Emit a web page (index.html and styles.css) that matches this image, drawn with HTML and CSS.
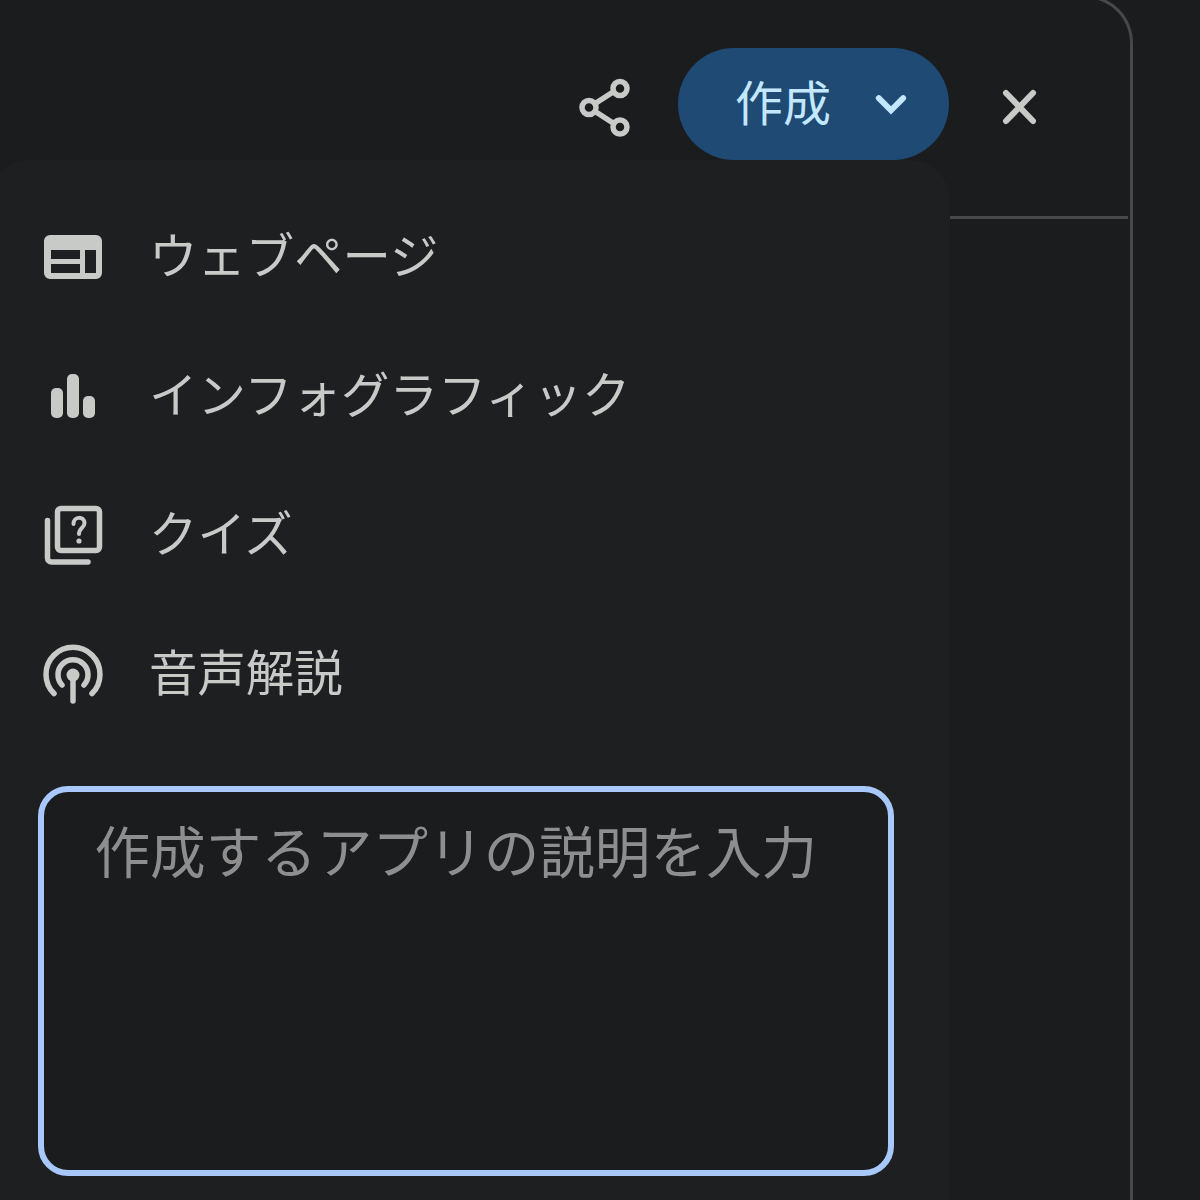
FILE: index.html
```html
<!DOCTYPE html>
<html lang="ja">
<head>
    <meta charset="UTF-8">
    <meta name="viewport" content="width=device-width, initial-scale=1.0">
    <title>作成</title>
    <link rel="stylesheet" href="styles.css">
</head>
<body>
    <div class="panel">
        <div class="panelheader">
            <svg class="shareicon" viewBox="575 48 60 112" width="60" height="112">
                <path class="line" d="M596 103l17-11M596 112l17 11"/>
                <circle class="line" cx="620" cy="88.500" r="7"/>
                <circle class="line" cx="589" cy="107.500" r="7"/>
                <circle class="line" cx="620" cy="127" r="7"/>
            </svg>
            <button class="createbutton">
                <span>作成</span>
                <svg viewBox="0 0 40 40" width="40" height="40">
                    <path class="chevron" d="M8 14L20.500 26.500L33 14"/>
                </svg>
            </button>
            <svg class="closeicon" viewBox="999 48 40 112" width="40" height="112">
                <path class="line closeline" d="M1006 93l27 28M1033 93l-27 28"/>
            </svg>
        </div>
    </div>

    <div class="menu">
        <div class="menuitem">
            <svg viewBox="38 187 70 139" width="70" height="139" class="menuicon">
                <path class="fill" fill-rule="evenodd" d="M50 235h46a6 6 0 0 1 6 6v32a6 6 0 0 1-6 6H50a6 6 0 0 1-6-6v-32a6 6 0 0 1 6-6zM51 250v9h29v-9zM51 264v9h29v-9zM85 250v23h11v-23z"/>
            </svg>
            <span>ウェブページ</span>
        </div>
        <div class="menuitem">
            <svg viewBox="38 326 70 139" width="70" height="139" class="menuicon">
                <rect class="fill" x="51" y="388" width="12" height="30" rx="5"/>
                <rect class="fill" x="67" y="374" width="12" height="44" rx="5"/>
                <rect class="fill" x="83" y="396" width="12" height="22" rx="5"/>
            </svg>
            <span>インフォグラフィック</span>
        </div>
        <div class="menuitem">
            <svg viewBox="38 465 70 139" width="70" height="139" class="menuicon">
                <rect class="line" x="57.500" y="508.500" width="42" height="42" rx="3.500"/>
                <path class="line" d="M47.500 520.500V558a4 4 0 0 0 4 4H88"/>
                <path class="thin" d="M73.500 524c0-8 11-8 11-1 0 5-5.500 5-5.500 11"/>
                <circle class="fill" cx="79" cy="541" r="2.600"/>
            </svg>
            <span>クイズ</span>
        </div>
        <div class="menuitem">
            <svg viewBox="38 604 70 139" width="70" height="139" class="menuicon">
                <path class="line" d="M54 693.500a27 27 0 1 1 38 0M62 685a15 15 0 1 1 22 0M73 676v25"/>
                <circle class="fill" cx="73" cy="675" r="6.500"/>
            </svg>
            <span>音声解説</span>
        </div>
        <div class="promptbox">作成するアプリの説明を入力</div>
    </div>
</body>
</html>
```

FILE: styles.css
```css
body{
    margin: 0;
    height: 1200px;
    overflow: hidden;
    position: relative;
    background-color: #1b1c1e;
    font-family: "Noto Sans CJK JP", sans-serif;
}

.panel{
    box-sizing: border-box;
    width: 1143px;
    height: 1205px;
    margin: -5px 0 0 -10px;
    border-style: solid;
    border-color: #47484a;
    border-width: 3px 3px 0 0;
    border-radius: 0 48px 0 0;
}

.panelheader{
    box-sizing: border-box;
    height: 221px;
    margin-right: 2px;
    padding: 50px 89px 0 0;
    border-bottom: 3px solid #47484a;
    display: flex;
    justify-content: flex-end;
    align-items: flex-start;
}

.line,.chevron,.thin{
    fill: none;
    stroke: #c8cac8;
    stroke-width: 5.500;
    stroke-linecap: round;
}

.thin{
    stroke-width: 4;
}

.chevron{
    stroke: #c2e7ff;
    stroke-width: 6;
}

.closeline{
    stroke-width: 6;
}

.fill{
    fill: #c8cac8;
}

.shareicon{
    margin-right: 43px;
}

.closeicon{
    margin-left: 50px;
}

.createbutton{
    box-sizing: border-box;
    width: 271px;
    height: 112px;
    padding: 0 39px 0 57px;
    border: none;
    border-radius: 56px;
    background-color: #1f4a73;
    color: #c2e7ff;
    font-family: inherit;
    font-size: 48px;
    white-space: nowrap;
    display: flex;
    align-items: center;
    gap: 40px;
}

.createbutton span{
    margin-top: -8px;
}

.menu{
    position: absolute;
    top: 160px;
    left: -10px;
    box-sizing: border-box;
    width: 960px;
    height: 1040px;
    padding: 27px 0 0 48px;
    border-radius: 40px 40px 0 0;
    background-color: #1e1f21;
}

.menuitem{
    height: 139px;
    display: flex;
    align-items: center;
    gap: 41px;
    color: #c8cac8;
    font-size: 48.400px;
}

.menuitem span{
    margin-top: -8px;
}

.menuicon{
    flex-shrink: 0;
}

.promptbox{
    box-sizing: border-box;
    width: 856px;
    height: 390px;
    margin-top: 43px;
    padding: 21.500px 0 0 50.500px;
    border: 6.500px solid #a8c7fa;
    border-radius: 30px;
    background-color: #1b1c1e;
    color: #8e8e8e;
    font-size: 55.600px;
    line-height: 70px;
}
```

------------------------

Your instructions -
Copy out each line word for word, please, skipping the images.

Answer in full -
Emit a web page (index.html and styles.css) that matches this image, drawn with HTML and CSS.
FILE: index.html
```html
<!DOCTYPE html>
<html lang="ja">
<head>
    <meta charset="UTF-8">
    <meta name="viewport" content="width=device-width, initial-scale=1.0">
    <title>作成</title>
    <link rel="stylesheet" href="styles.css">
</head>
<body>
    <div class="panel">
        <div class="panelheader">
            <svg class="shareicon" viewBox="575 48 60 112" width="60" height="112">
                <path class="line" d="M596 103l17-11M596 112l17 11"/>
                <circle class="line" cx="620" cy="88.500" r="7"/>
                <circle class="line" cx="589" cy="107.500" r="7"/>
                <circle class="line" cx="620" cy="127" r="7"/>
            </svg>
            <button class="createbutton">
                <span>作成</span>
                <svg viewBox="0 0 40 40" width="40" height="40">
                    <path class="chevron" d="M8 14L20.500 26.500L33 14"/>
                </svg>
            </button>
            <svg class="closeicon" viewBox="999 48 40 112" width="40" height="112">
                <path class="line closeline" d="M1006 93l27 28M1033 93l-27 28"/>
            </svg>
        </div>
    </div>

    <div class="menu">
        <div class="menuitem">
            <svg viewBox="38 187 70 139" width="70" height="139" class="menuicon">
                <path class="fill" fill-rule="evenodd" d="M50 235h46a6 6 0 0 1 6 6v32a6 6 0 0 1-6 6H50a6 6 0 0 1-6-6v-32a6 6 0 0 1 6-6zM51 250v9h29v-9zM51 264v9h29v-9zM85 250v23h11v-23z"/>
            </svg>
            <span>ウェブページ</span>
        </div>
        <div class="menuitem">
            <svg viewBox="38 326 70 139" width="70" height="139" class="menuicon">
                <rect class="fill" x="51" y="388" width="12" height="30" rx="5"/>
                <rect class="fill" x="67" y="374" width="12" height="44" rx="5"/>
                <rect class="fill" x="83" y="396" width="12" height="22" rx="5"/>
            </svg>
            <span>インフォグラフィック</span>
        </div>
        <div class="menuitem">
            <svg viewBox="38 465 70 139" width="70" height="139" class="menuicon">
                <rect class="line" x="57.500" y="508.500" width="42" height="42" rx="3.500"/>
                <path class="line" d="M47.500 520.500V558a4 4 0 0 0 4 4H88"/>
                <path class="thin" d="M73.500 524c0-8 11-8 11-1 0 5-5.500 5-5.500 11"/>
                <circle class="fill" cx="79" cy="541" r="2.600"/>
            </svg>
            <span>クイズ</span>
        </div>
        <div class="menuitem">
            <svg viewBox="38 604 70 139" width="70" height="139" class="menuicon">
                <path class="line" d="M54 693.500a27 27 0 1 1 38 0M62 685a15 15 0 1 1 22 0M73 676v25"/>
                <circle class="fill" cx="73" cy="675" r="6.500"/>
            </svg>
            <span>音声解説</span>
        </div>
        <div class="promptbox">作成するアプリの説明を入力</div>
    </div>
</body>
</html>
```

FILE: styles.css
```css
body{
    margin: 0;
    height: 1200px;
    overflow: hidden;
    position: relative;
    background-color: #1b1c1e;
    font-family: "Noto Sans CJK JP", sans-serif;
}

.panel{
    box-sizing: border-box;
    width: 1143px;
    height: 1205px;
    margin: -5px 0 0 -10px;
    border-style: solid;
    border-color: #47484a;
    border-width: 3px 3px 0 0;
    border-radius: 0 48px 0 0;
}

.panelheader{
    box-sizing: border-box;
    height: 221px;
    margin-right: 2px;
    padding: 50px 89px 0 0;
    border-bottom: 3px solid #47484a;
    display: flex;
    justify-content: flex-end;
    align-items: flex-start;
}

.line,.chevron,.thin{
    fill: none;
    stroke: #c8cac8;
    stroke-width: 5.500;
    stroke-linecap: round;
}

.thin{
    stroke-width: 4;
}

.chevron{
    stroke: #c2e7ff;
    stroke-width: 6;
}

.closeline{
    stroke-width: 6;
}

.fill{
    fill: #c8cac8;
}

.shareicon{
    margin-right: 43px;
}

.closeicon{
    margin-left: 50px;
}

.createbutton{
    box-sizing: border-box;
    width: 271px;
    height: 112px;
    padding: 0 39px 0 57px;
    border: none;
    border-radius: 56px;
    background-color: #1f4a73;
    color: #c2e7ff;
    font-family: inherit;
    font-size: 48px;
    white-space: nowrap;
    display: flex;
    align-items: center;
    gap: 40px;
}

.createbutton span{
    margin-top: -8px;
}

.menu{
    position: absolute;
    top: 160px;
    left: -10px;
    box-sizing: border-box;
    width: 960px;
    height: 1040px;
    padding: 27px 0 0 48px;
    border-radius: 40px 40px 0 0;
    background-color: #1e1f21;
}

.menuitem{
    height: 139px;
    display: flex;
    align-items: center;
    gap: 41px;
    color: #c8cac8;
    font-size: 48.400px;
}

.menuitem span{
    margin-top: -8px;
}

.menuicon{
    flex-shrink: 0;
}

.promptbox{
    box-sizing: border-box;
    width: 856px;
    height: 390px;
    margin-top: 43px;
    padding: 21.500px 0 0 50.500px;
    border: 6.500px solid #a8c7fa;
    border-radius: 30px;
    background-color: #1b1c1e;
    color: #8e8e8e;
    font-size: 55.600px;
    line-height: 70px;
}
```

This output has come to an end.